Elliot: I don't think smallholder farming in its current form can or should exist decades from now. I think every farm in the future will be mechanized, and we have a role to play in making those technologies available, affordable, and accessible.   

For the farmers, it's about seeing small-scale agriculture transform from a subsistence-associated activity to small-scale commercial enterprises that provide a dignified livelihood — a way for people to work, develop their families, and develop their lives.

 
 
 
 
 

A dignified livelihood is one where you earn an amount that allows you to invest in yourself and your future — where you're actually growing opportunities and you are proud of the work and the contribution you make.

I think both of those things are things our customers get. They're able to pay off their product within a season, some of them multiple times over. And they're doing so by providing this service to their entire community. One person gets the product, and for them it's a business, and yet the whole community can actually benefit from it. It's cool to be that provider where everyone gets a piece of the machine.  

Ani: Do you have a story you can share where Imara Tech has benefitted a family and a community?  

Elliot: I remember Bertha, a mother of two. Before she had the machine, Bertha and her children would thresh the maize by hand.
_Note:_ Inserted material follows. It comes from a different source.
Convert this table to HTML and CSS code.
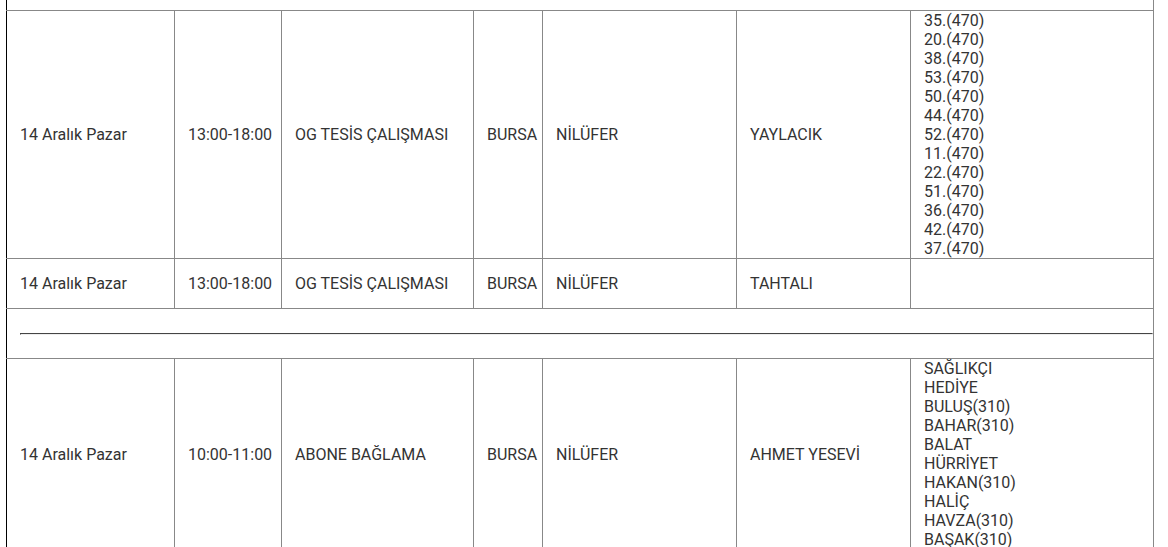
FILE: index.html
```html
<!DOCTYPE html>
<html lang="tr">
<head>
<meta charset="utf-8">
<title>Planlı Kesintiler</title>
<link rel="stylesheet" href="styles.css">
</head>
<body>
<div class="wrap">
<table class="outages">
  <colgroup>
    <col class="c-date"><col class="c-time"><col class="c-reason"><col class="c-city"><col class="c-district"><col class="c-area"><col class="c-streets">
  </colgroup>
  <tbody>
    <tr class="cut"><td colspan="7"></td></tr>
    <tr>
      <td>14 Aralık Pazar</td>
      <td>13:00-18:00</td>
      <td>OG TESİS ÇALIŞMASI</td>
      <td>BURSA</td>
      <td>NİLÜFER</td>
      <td>YAYLACIK</td>
      <td class="streets">35.(470)<br>20.(470)<br>38.(470)<br>53.(470)<br>50.(470)<br>44.(470)<br>52.(470)<br>11.(470)<br>22.(470)<br>51.(470)<br>36.(470)<br>42.(470)<br>37.(470)</td>
    </tr>
    <tr>
      <td>14 Aralık Pazar</td>
      <td>13:00-18:00</td>
      <td>OG TESİS ÇALIŞMASI</td>
      <td>BURSA</td>
      <td>NİLÜFER</td>
      <td>TAHTALI</td>
      <td class="streets"></td>
    </tr>
    <tr class="sep"><td colspan="7"><hr></td></tr>
    <tr>
      <td>14 Aralık Pazar</td>
      <td>10:00-11:00</td>
      <td>ABONE BAĞLAMA</td>
      <td>BURSA</td>
      <td>NİLÜFER</td>
      <td>AHMET YESEVİ</td>
      <td class="streets">SAĞLIKÇI<br>HEDİYE<br>BULUŞ(310)<br>BAHAR(310)<br>BALAT<br>HÜRRİYET<br>HAKAN(310)<br>HALİÇ<br>HAVZA(310)<br>BAŞAK(310)</td>
    </tr>
  </tbody>
</table>
</div>
</body>
</html>
```
FILE: styles.css
```css
html, body {
  margin: 0;
  padding: 0;
  background: #fff;
}
.wrap {
  padding-left: 6px;
}
.outages {
  border-collapse: collapse;
  table-layout: fixed;
  width: 1148px;
  font-family: Roboto, "Liberation Sans", Arial, sans-serif;
  font-size: 16px;
  line-height: 19px;
  color: #333;
}
.c-date { width: 168px; }
.c-time { width: 107px; }
.c-reason { width: 192px; }
.c-city { width: 69px; }
.c-district { width: 194px; }
.c-area { width: 174px; }
.c-streets { width: 243px; }
.outages td {
  border: 1px solid #888;
  padding: 0 0 0 13px;
  height: 49px;
  vertical-align: middle;
  text-align: left;
  white-space: nowrap;
}
.outages td:first-child {
  border-left-color: #000;
}
.outages tr.cut td {
  border-top: none;
  height: 10px;
}
.outages tr.sep td {
  padding-right: 0;
}
.outages hr {
  margin: 0;
  border: 1px inset #eee;
  border-top-color: #999;
  border-left-color: #999;
  height: 0;
}
```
She told us the children didn’t have time to enjoy their childhoods, to play or study, and their hands would hurt from the work. With the threshing machine, she saves valuable time and her children are free to enjoy themselves. Bertha has turned her machine into a profitable business, offering the service to others in the community and earning income to pay her children’s school fees.  

Ani: What would you say to anyone who’s thinking about investing in a company like Imara Tech?   

Elliot: I would say that even a small amount of money can make a difference. It's thanks to investors like 3rd Creek that we've been able to build this company that brings a solution to something which has gone unaddressed. Looking at Imara Tech, a company that sells machines for rural Tanzania is not the first place where many people would look to invest their money, and yet there's an opportunity there, both for supporting small businesses locally and for creating this huge amount of impact. And it doesn't take very much to unlock those opportunities and provide those chances.